**Provided data**:

-=-=-

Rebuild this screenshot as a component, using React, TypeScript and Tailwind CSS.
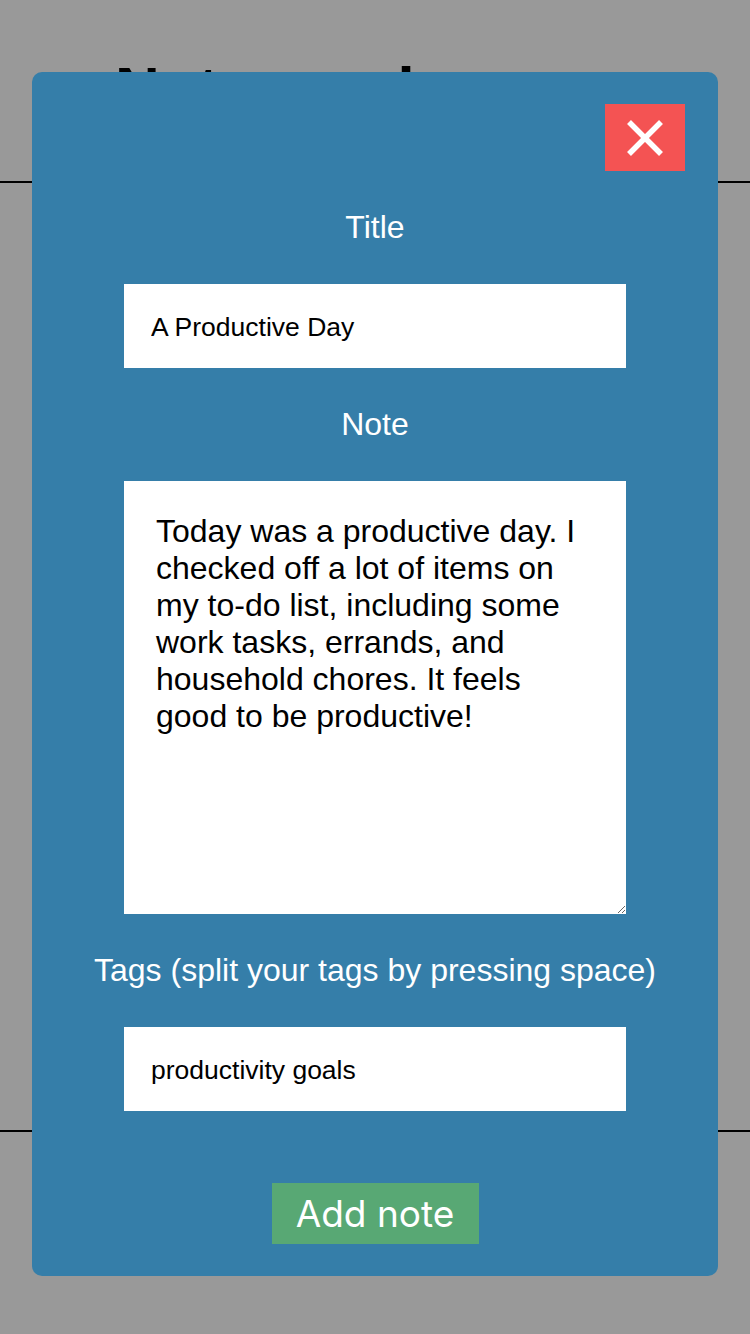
import React from "react";

const labelCls = "mt-[38px] text-[32px] leading-[37px] text-white text-center";

const AddNoteModal = () => {
    return (
        <div className="w-[686px] h-[1204px] bg-[#357ea9] rounded-[10px] flex flex-col items-center">
            {/* Close */}
            <button
                aria-label="Close"
                className="self-end mt-[32px] mr-[33px] w-[80px] h-[67px] bg-[#f45353] flex items-center justify-center"
            >
                <svg width="38" height="38" viewBox="0 0 38 38">
                    <line x1="3" y1="3" x2="35" y2="35" stroke="white" strokeWidth="5.5" />
                    <line x1="35" y1="3" x2="3" y2="35" stroke="white" strokeWidth="5.5" />
                </svg>
            </button>

            <label className={labelCls}>Title</label>
            <input
                defaultValue="A Productive Day"
                className="mt-[38px] w-[502px] h-[84px] bg-white pl-[27px] pt-[2px] text-[26.5px] text-black outline-none"
            />

            <label className={labelCls}>Note</label>
            <textarea
                defaultValue="Today was a productive day. I checked off a lot of items on my to-do list, including some work tasks, errands, and household chores. It feels good to be productive!"
                className="mt-[38px] w-[502px] h-[433px] bg-white px-[32px] pt-[32px] text-[32px] leading-[37px] text-black outline-none"
            />

            <label className={labelCls}>Tags (split your tags by pressing space)</label>
            <input
                defaultValue="productivity goals"
                className="mt-[38px] w-[502px] h-[84px] bg-white pl-[27px] pt-[2px] text-[26.5px] text-black outline-none"
            />

            <button className="mt-[72px] w-[207px] h-[61px] bg-[#58a874] text-white text-[37px] leading-none font-['Inter',sans-serif]">
                Add note
            </button>
        </div>
    );
};

const App: React.FC = () => {
    return (
        <div className="relative h-[1334px] bg-white overflow-hidden font-['Liberation_Sans',Arial,sans-serif]">
            {/* Page behind the modal */}
            <header className="h-[183px] border-b-2 border-black pl-[115px] pt-[58px]">
                <h1 className="text-[62px] leading-none font-bold text-black">Notes and more</h1>
            </header>
            <main className="h-[947px]" />
            <footer className="border-t-2 border-black h-[204px]" />

            {/* Overlay */}
            <div className="absolute inset-0 bg-black/40 flex justify-center pt-[72px]">
                <AddNoteModal />
            </div>
        </div>
    );
};

export default App;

-=-=-

**Challenge**: Reproduce the material above in full, exactly, with no images.

**Expected answer**:
Rebuild this screenshot as a component, using React, TypeScript and Tailwind CSS.
import React from "react";

const labelCls = "mt-[38px] text-[32px] leading-[37px] text-white text-center";

const AddNoteModal = () => {
    return (
        <div className="w-[686px] h-[1204px] bg-[#357ea9] rounded-[10px] flex flex-col items-center">
            {/* Close */}
            <button
                aria-label="Close"
                className="self-end mt-[32px] mr-[33px] w-[80px] h-[67px] bg-[#f45353] flex items-center justify-center"
            >
                <svg width="38" height="38" viewBox="0 0 38 38">
                    <line x1="3" y1="3" x2="35" y2="35" stroke="white" strokeWidth="5.5" />
                    <line x1="35" y1="3" x2="3" y2="35" stroke="white" strokeWidth="5.5" />
                </svg>
            </button>

            <label className={labelCls}>Title</label>
            <input
                defaultValue="A Productive Day"
                className="mt-[38px] w-[502px] h-[84px] bg-white pl-[27px] pt-[2px] text-[26.5px] text-black outline-none"
            />

            <label className={labelCls}>Note</label>
            <textarea
                defaultValue="Today was a productive day. I checked off a lot of items on my to-do list, including some work tasks, errands, and household chores. It feels good to be productive!"
                className="mt-[38px] w-[502px] h-[433px] bg-white px-[32px] pt-[32px] text-[32px] leading-[37px] text-black outline-none"
            />

            <label className={labelCls}>Tags (split your tags by pressing space)</label>
            <input
                defaultValue="productivity goals"
                className="mt-[38px] w-[502px] h-[84px] bg-white pl-[27px] pt-[2px] text-[26.5px] text-black outline-none"
            />

            <button className="mt-[72px] w-[207px] h-[61px] bg-[#58a874] text-white text-[37px] leading-none font-['Inter',sans-serif]">
                Add note
            </button>
        </div>
    );
};

const App: React.FC = () => {
    return (
        <div className="relative h-[1334px] bg-white overflow-hidden font-['Liberation_Sans',Arial,sans-serif]">
            {/* Page behind the modal */}
            <header className="h-[183px] border-b-2 border-black pl-[115px] pt-[58px]">
                <h1 className="text-[62px] leading-none font-bold text-black">Notes and more</h1>
            </header>
            <main className="h-[947px]" />
            <footer className="border-t-2 border-black h-[204px]" />

            {/* Overlay */}
            <div className="absolute inset-0 bg-black/40 flex justify-center pt-[72px]">
                <AddNoteModal />
            </div>
        </div>
    );
};

export default App;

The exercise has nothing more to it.